"It turns out that the round-trip time from an audio interface, through a computer (DAW) and back to the speakers takes a few hundreds of milliseconds, making direct audio processing impossible using consumer hardware." - uh, what? Real-time audio processing has been a thing for at least a couple of decades. It doesn't work by default on Windows, but you can get free drivers (ASIO4All) which make it work on pretty much any hardware. And it works out of the box on Macs.
"Latency seems to shift by a few tens of milliseconds when restarting the application." - this makes me think you are using the wrong API for your sound input/output. With modern realtime audio support, your total latency from input to output should be less than 10ms total.
"I expected that memory usage would get out of hand quite fast due to the ever growing dictionary of arrays containing audio data, but this does not happen in practice. I suspect that the good performance is caused by highly optimized memory management of Python and modern OSes." - without concrete figures it's quite hard to evaluate this, but what did you expect to happen? With a 44.1KHz stereo audio stream, you should be storing 88.2 thousand samples a second. Say you're using 64-bit floats, as a worst case. Your audio storage should be growing at about 689KB/sec, plus a bit extra for object overhead. How much is it actually growing by? Of course Python is probably doing a bunch of allocation and deallocation for temporary objects behind the scenes, but hopefully you should not need to lean too hard on 'highly optimized memory management' - ideally, you should hardly be allocating anything at all. Also, why a dict, rather than just a large array that you can occasionally make bigger?
Finally ... I'm sure you already know that Python is possibly the worst mainstream language you could pick for realtime audio processing. But that is fine. I have tried to build audio stuff in Python too! Sometimes using the wrong tool for the job is part of the fun.
+1. In Ableton on Windows you can get your latency down to ~40ms without a dedicated sound card using ASIO. Mac's drivers are even better with sub ~20 ms on my m2 pro IIRC.
+1 to the comments here. Part of the issue here is running these applications in Python. It's not really optimized to handle these loads and do DSP-based compute efficiently.
You seem surprised, but any sort of live production requires this. Check out SonoBus, it achieves adequately low end-to-end latency even with network delays in the mix.
When you see someone using python for something as real time and latency sensitive as audio don't you expect more wacky red flags on top of the fact that python is going to 50x to 100x slower than a native program?
Crazy numbers on top of a dictionary of arrays? It's all there.
Half the fun of this project has been doing it in Python and performance hasn't been an issue so far, which says something about how fast Python is already. And indeed native would be ~50x-100x faster.

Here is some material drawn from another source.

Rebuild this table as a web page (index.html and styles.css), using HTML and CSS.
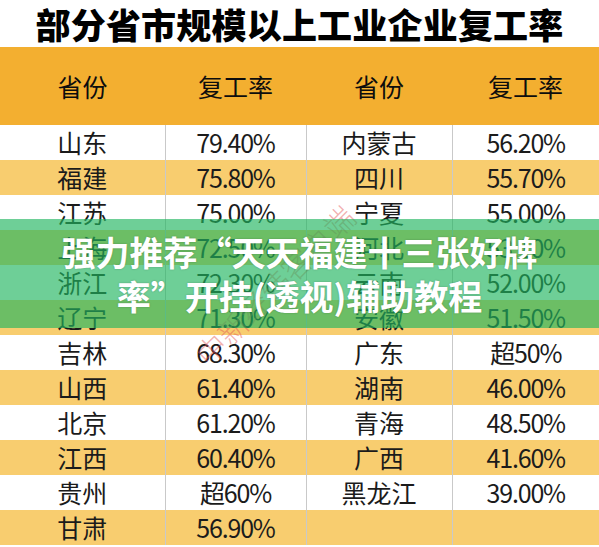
FILE: index.html
```html
<!DOCTYPE html>
<html lang="zh-CN">
<head>
    <meta charset="UTF-8">
    <meta name="viewport" content="width=device-width, initial-scale=1.0">
    <title>部分省市规模以上工业企业复工率</title>
    <link rel="stylesheet" href="styles.css">
</head>
<body>
    <div class="page">
        <h1 class="title">部分省市规模以上工业企业复工率</h1>

        <div class="sheet">
            <table class="rates">
                <colgroup>
                    <col class="c1"><col class="c2"><col class="c3"><col class="c4">
                </colgroup>
                <thead>
                    <tr>
                        <th>省份</th><th>复工率</th><th>省份</th><th>复工率</th>
                    </tr>
                </thead>
                <tbody>
                    <tr><td>山东</td><td class="num">79.40%</td><td>内蒙古</td><td class="num">56.20%</td></tr>
                    <tr><td>福建</td><td class="num">75.80%</td><td>四川</td><td class="num">55.70%</td></tr>
                    <tr><td>江苏</td><td class="num">75.00%</td><td>宁夏</td><td class="num">55.00%</td></tr>
                    <tr><td>上海</td><td class="num">72.50%</td><td>河北</td><td class="num">53.10%</td></tr>
                    <tr><td>浙江</td><td class="num">72.30%</td><td>云南</td><td class="num">52.00%</td></tr>
                    <tr><td>辽宁</td><td class="num">71.30%</td><td>安徽</td><td class="num">51.50%</td></tr>
                    <tr><td>吉林</td><td class="num">68.30%</td><td>广东</td><td class="num">超50%</td></tr>
                    <tr><td>山西</td><td class="num">61.40%</td><td>湖南</td><td class="num">46.00%</td></tr>
                    <tr><td>北京</td><td class="num">61.20%</td><td>青海</td><td class="num">48.50%</td></tr>
                    <tr><td>江西</td><td class="num">60.40%</td><td>广西</td><td class="num">41.60%</td></tr>
                    <tr><td>贵州</td><td class="num">超60%</td><td>黑龙江</td><td class="num">39.00%</td></tr>
                    <tr><td>甘肃</td><td class="num">56.90%</td><td></td><td></td></tr>
                </tbody>
            </table>

            <!-- faint stamp across the middle of the sheet -->
            <span class="stamp">中新经纬客户端</span>

            <div class="banner">
                <p>强力推荐“天天福建十三张好牌率”开挂(透视)辅助教程</p>
            </div>
        </div>
    </div>
</body>
</html>
```

FILE: styles.css
```css
body {
    margin: 0;
    background: #ffffff;
    font-family: "Noto Sans CJK SC", "Noto Sans", sans-serif;
    color: #1b1b1b;
}
.page {
    width: 599px;
    height: 547px;
    overflow: hidden;
}
.title {
    margin: 0;
    height: 47px;
    line-height: 48px;
    font-size: 35px;
    font-weight: 900;
    text-align: center;
    color: #000000;
    letter-spacing: 0.2px;
}
.sheet {
    position: relative;
}
.rates {
    width: 599px;
    border-collapse: collapse;
    table-layout: fixed;
}
.c1 { width: 165px; }
.c2 { width: 141px; }
.c3 { width: 146px; }
.c4 { width: 147px; }
.rates th {
    height: 78px;
    padding: 0;
    background: #f3af30;
    font-size: 25px;
    font-weight: 400;
    color: #0d0d0d;
}
.rates td {
    height: 35px;
    padding: 0;
    text-align: center;
    font-size: 25px;
    line-height: 35px;
    border-left: 1px solid #c9c9c9;
}
.rates td:first-child {
    border-left: none;
}
.rates tbody tr:nth-child(even) td {
    background: #f8cd6f;
}
.num {
    font-size: 24px;
    letter-spacing: -1.2px;
}
.stamp {
    position: absolute;
    left: 200px;
    top: 290px;
    font-size: 30px;
    font-weight: 300;
    color: rgba(226, 80, 80, 0.45);
    transform: rotate(-45deg);
    transform-origin: left center;
    white-space: nowrap;
}
.banner {
    position: absolute;
    left: 0;
    right: 0;
    top: 172px;
    height: 109px;
    background: rgba(32, 182, 96, 0.65);
    padding-top: 11px;
    box-sizing: border-box;
}
.banner p {
    margin: 0 auto;
    max-width: 490px;
    font-size: 34px;
    font-weight: 700;
    line-height: 44px;
    text-align: center;
    color: #ffffff;
    text-shadow: 0 0 2px rgba(0, 0, 0, 0.25);
}
```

I must defend the design choice for the dictionary of arrays though, this has been a very conscious choice:
- The "dictionary-of-arrays" approach allows lookups in constant time O(1), irrespectively of how much data has already been stored (compared to one big array)
- The dictionary structure allows me to throw away data in the middle easily (without having to handle growing arrays), because the "dictionary-of-arrays" has already been chunked. The audio looper will use only some parts of the recorded audio, leaving big parts in between unused.
Not necessarily. "I convinced this language/system to do something it really wasn't designed to do by optimising everything" is a well established genre of article :)
Interesting comment! I'm going to figure out if using another driver allows me to get under 20 ms in latency. Right now I'm measuring around 300 ms in latency round-trip, which is not a problem because I can correct for it. (I'm using a Focusrite Scarlett 2i2 with default drivers.)
The reasoning behind my comment about round-trip time was as follows:
- Right now I'm measuring around 300 ms round-trip time, without processing inbetween
- In the past I've tried to do live effects in Ableton with ASIO drivers (guitar in -> Ableton effects -> out), and the delay was too noticable. I couldn't play that way without making my ears bleed and I've switched back to pedals since.
One follow up: how could I achieve a total round-trip latency of around 10 ms total, as you describe? If I use a buffer of 500 samples @ 44.1 kHz, then I am spending already 11 ms just filling the buffer. So then the buffers need to become really small, causing more processing overhead, right? Not sure if this is the way to go.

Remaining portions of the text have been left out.